Why I’m for using it, especially online
I can already hear the gnashing of teeth from the old school gamers (of which my aged bones and ancient dice tell me I’m one) about it revealing too much and coddling the players by giving things away. Absolutely, there are some genres and areas where it is certainly not appropriate and would break the tropes. There are many more, however, where the concept of a broad strokes map of the dungeon helps breed verisimilitude and bridges the gap between player knowledge and the perceived character experience. Imagine this scenario at your gaming table. You sit down and pick up where your group left off at the entrance to the temple of the dark deity. You’ve been prepping for this for your last arc. The Game Master hands you a minimap of the temple, laying out the 4 floors, some broad rooms, and some hallways. The first 3 floors are fairly detailed, the bottom has nothing drawn in. The whole thing is little more than the linear scratch of a pencil on notebook paper and there is no indication of what is in any of the rooms. The GM says you don’t actually know (in character) what is there, but you as players know and uncover these things as you go along.
If you are good as a player and can separate the player vs character knowledge just enough, you have a better idea of what is going on. As you penetrate the temple and see inside, you already know there is a long hallway after the foyer. You let the GM describe what the entrance looks like and you get caught by the trap, just as you might have without the map. Having learned your lesson, you point out on the map that you are moving from point A to point B (that you point to on the map) and checking for traps the whole way. You say you aren’t going to look into the rooms yet, just check the corridor. The GM calls for the rolls and you move back to the doors, the GM calls for more rolls… etc. They stop you at one point to narrate what you see when you get to a certain point. You continue forward until cultists break out of one of the doors ahead…
The whole process of play is sped up because you aren’t working to understand how the area is laid out. The players don’t have to guess if a giant chasm exists beyond or not (unless the GM decides to leave it off the map for the surprise, a totally valid thing to do) and the GM doesn’t have to pause things to move into revealing or setting up more of the map before you move forward. Revealing, to the players, enough knowledge to help engage with the skeleton of the adventure helps bring people onto the same page and allows for things to not be missed if they aren’t adequately described. It lets players fill in the gaps with their own details, build a framework of how this area is set up to paint their own ideas on to, and even maybe helps them with anticipation of what might light beyond that one particular area that caught their eye. It’s a closed door that they get to think about in the down moments as they move through the adventure.

This concept calls back to the abstract vs detailed discussion from Scott Mccloud’s Understanding Comics.
The abstract nature even helps players fill in the details with their own concepts of a stone wall. It’s just enough to let them envision what that long corridor would look like, even if you haven’t taken the time to describe the slate grey sandy-to-the-touch stone. This helps with engagement, and in an online venue helps keep people thinking about the big picture. Maybe you’ve found or created a battlemap for every single room of the giant mansion… or maybe you’ve got a minimap in the top right corner with a small letter for each player and the players can reference that as you describe that area 5 is a kitchen suitable for 20 people to be comfortably inside, full of everything needed to host a giant feast. I know my players are always asking where we are on the giant maps I use online, and a minimap helps show where you are even if you aren’t actively pulling the tokens along in 30 foot increments.

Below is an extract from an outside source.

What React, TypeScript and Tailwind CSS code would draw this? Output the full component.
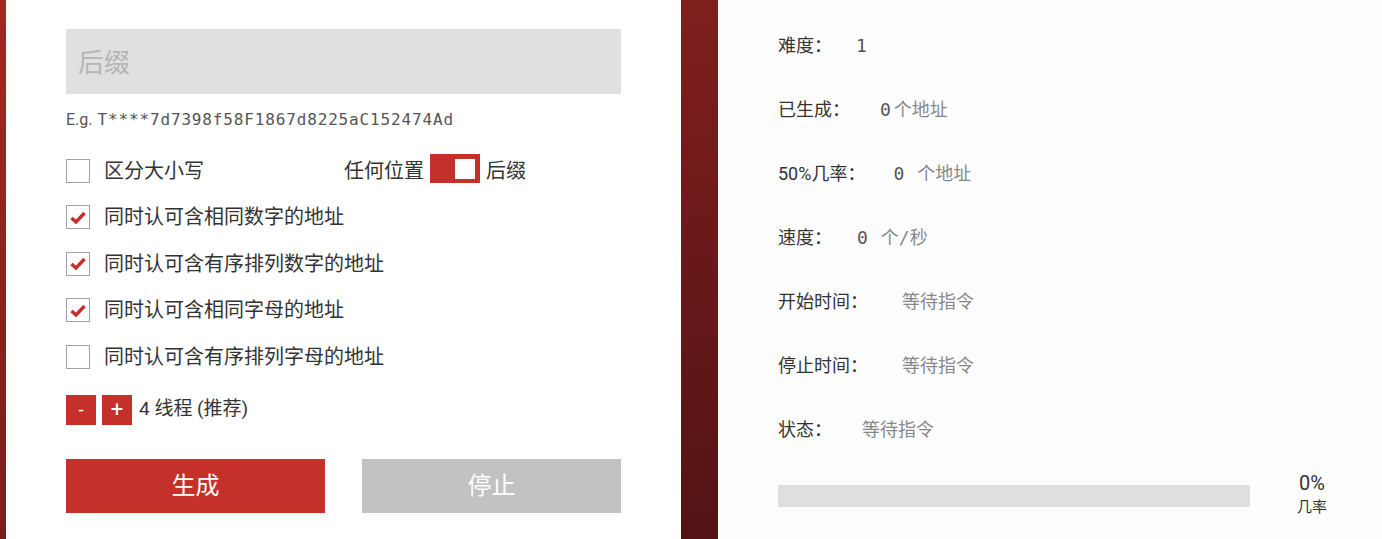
import React from 'react';

const RED = 'bg-[#c5302a]';

function Check({ checked }: { checked: boolean }) {
    return (
        <div className="w-[24px] h-[24px] border border-[#9ea3a8] bg-white flex items-center justify-center shrink-0">
            {checked && (
                <svg width="16" height="13" viewBox="0 0 16 13">
                    <path d="M1.5 7 L6 11 L14.5 2" fill="none" stroke="#c5302a" strokeWidth="3.4" strokeLinejoin="miter" />
                </svg>
            )}
        </div>
    );
}

function OptionRow({ label, checked }: { label: string; checked: boolean }) {
    return (
        <div className="flex items-center h-[24px]">
            <Check checked={checked} />
            <span className="ml-[14px] text-[20px] leading-[24px] text-[#333]">{label}</span>
        </div>
    );
}

function StatRow({ children }: { children: React.ReactNode }) {
    return <div className="h-[64px] flex items-center text-[18px] text-[#333]">{children}</div>;
}

const mono = "font-['DejaVu_Sans_Mono',monospace] text-[#555]";

export default function App() {
    return (
        <div className="w-[1382px] h-[539px] flex overflow-hidden font-[Roboto,'Noto_Sans_CJK_SC',sans-serif]">
            {/* left edge strip */}
            <div className="w-[6px] h-full bg-gradient-to-b from-[#a62621] to-[#7c1c1a]" />

            {/* settings card */}
            <div className="w-[675px] h-full bg-white px-[60px] pt-[29px]">
                <div className="h-[65px] bg-[#e0e0e0] flex items-center pl-[12px] pt-[3px] text-[26px] text-[#b5b5b5]">后缀</div>

                <div className="mt-[16px] h-[20px] flex items-center text-[16px] text-[#555]">
                    <span>E.g.</span>
                    <span className={`ml-[5px] ${mono} tracking-[0.85px]`}>T****7d7398f58F1867d8225aC152474Ad</span>
                </div>

                <div className="mt-[24px] flex items-end h-[29px]">
                    <div className="w-[278px] flex items-center h-[24px]">
                        <Check checked={false} />
                        <span className="ml-[14px] text-[20px] leading-[24px] text-[#333]">区分大小写</span>
                    </div>
                    <span className="text-[20px] leading-[24px] text-[#333]">任何位置</span>
                    <div className={`ml-[6px] w-[50px] h-[29px] ${RED} flex items-center justify-end pr-[5px]`}>
                        <div className="w-[20px] h-[20px] bg-white" />
                    </div>
                    <span className="ml-[6px] text-[20px] leading-[24px] text-[#333]">后缀</span>
                </div>

                <div className="mt-[22px] flex flex-col gap-[22.5px]">
                    <OptionRow label="同时认可含相同数字的地址" checked />
                    <OptionRow label="同时认可含有序排列数字的地址" checked />
                    <OptionRow label="同时认可含相同字母的地址" checked />
                    <OptionRow label="同时认可含有序排列字母的地址" checked={false} />
                </div>

                <div className="mt-[26px] flex items-center h-[30px]">
                    <div className={`w-[30px] h-[30px] ${RED} text-white text-[18px] flex items-center justify-center`}>-</div>
                    <div className={`ml-[6px] w-[30px] h-[30px] ${RED} text-white text-[22px] flex items-center justify-center`}>+</div>
                    <span className="ml-[7px] text-[19px] text-[#333]">4 线程 (推荐)</span>
                </div>

                <div className="mt-[34px] flex justify-between">
                    <div className={`w-[259px] h-[54px] ${RED} text-white text-[24px] flex items-center justify-center`}>生成</div>
                    <div className="w-[259px] h-[54px] bg-[#c2c2c2] text-white text-[24px] flex items-center justify-center">停止</div>
                </div>
            </div>

            {/* dark divider column */}
            <div className="w-[37px] h-full bg-gradient-to-b from-[#801e1e] to-[#521314]" />

            {/* stats panel */}
            <div className="flex-1 h-full bg-[#fdfdfd] pl-[60px] pt-[13px]">
                <StatRow>
                    <span>难度：</span>
                    <span className={`ml-[24px] ${mono}`}>1</span>
                </StatRow>
                <StatRow>
                    <span>已生成：</span>
                    <span className={`ml-[30px] ${mono}`}>0</span>
                    <span className="ml-[3px] text-[#888]">个地址</span>
                </StatRow>
                <StatRow>
                    <span>50%几率：</span>
                    <span className={`ml-[28px] ${mono}`}>0</span>
                    <span className="ml-[13px] text-[#888]">个地址</span>
                </StatRow>
                <StatRow>
                    <span>速度：</span>
                    <span className={`ml-[25px] ${mono}`}>0</span>
                    <span className="ml-[13px] text-[#888]">个<span className="font-['DejaVu_Sans_Mono',monospace]">/</span>秒</span>
                </StatRow>
                <StatRow>
                    <span>开始时间：</span>
                    <span className="ml-[34px] text-[#888]">等待指令</span>
                </StatRow>
                <StatRow>
                    <span>停止时间：</span>
                    <span className="ml-[34px] text-[#888]">等待指令</span>
                </StatRow>
                <StatRow>
                    <span>状态：</span>
                    <span className="ml-[30px] text-[#888]">等待指令</span>
                </StatRow>

                <div className="flex items-start">
                    <div className="mt-[24px] w-[472px] h-[22px] bg-[#dfdfdf]" />
                    <div className="ml-[30px] mt-[10px] w-[64px] flex flex-col items-center text-[#333]">
                        <span className="text-[20px] leading-[24px]">0%</span>
                        <span className="mt-[3px] text-[15px] leading-[18px]">几率</span>
                    </div>
                </div>
            </div>
        </div>
    );
}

Dealing with the meta curse?
A minimap wouldn’t be right for every style of game, and some tropes wouldn’t dovetail well with the immersion certain game styles preference, but then again it may help with more narrative-minded groups or even help more tactical groups feel confident in their ability to use their tactics rather than being completely surprised. So, meta is always going to be an interesting factor with minimaps and something that has to be dealt with based on play style and group. Maybe it’s just not right for your group, maybe it requires some narrative constraint to make it fit your game. Joval’s power to feel the bones of the earth lets them create a vague map, Emil is a cartographer and always collects maps of the areas they are likely to visit, a spell was found that pulls some information from the angelically controlled Akashic archives, or even sonar pings/hacking/mini drone mapping as part of every shadowrunner’s standard prep kit. When dealing with meta, there are three broad approaches I can envision.
- Don’t use it. It breaks some part of the game that is actually more fun without it.
- Find a reason in game for it to make sense that the characters have this vague knowledge.
- Use it and trust players to separate player vs character knowledge and not act in shady ways to try to one up the game or GM (a problem indicative of other issues).
Find your own fit within one of those three approaches and you can probably find a way to use it in your game.
I know this may not be a concept for every game, but it may be a missing brick in the foundation of a great experience. As I’ve been drifting more and more elements of the user experience from video games to tabletop rpgs, I’ve come to realize that there is a lot of room for overlap that can help the stories and adventures we have at the tables. The standard tropes for a lot of video games, especially jrpgs, came from early dungeons and dragons inspirations then got refined as the technology improved. Now, as our tabletop games move to more digital formats, there are many ui/ux elements we can port over with a little work and creative thinking. They help capture the old school feel with newer tools.
What do you think of providing that much detailed knowledge to players? Do you have other things you pull from video games to ttrpgs? Are there other ways to think of the meta concept of the map in game that I didn’t talk about?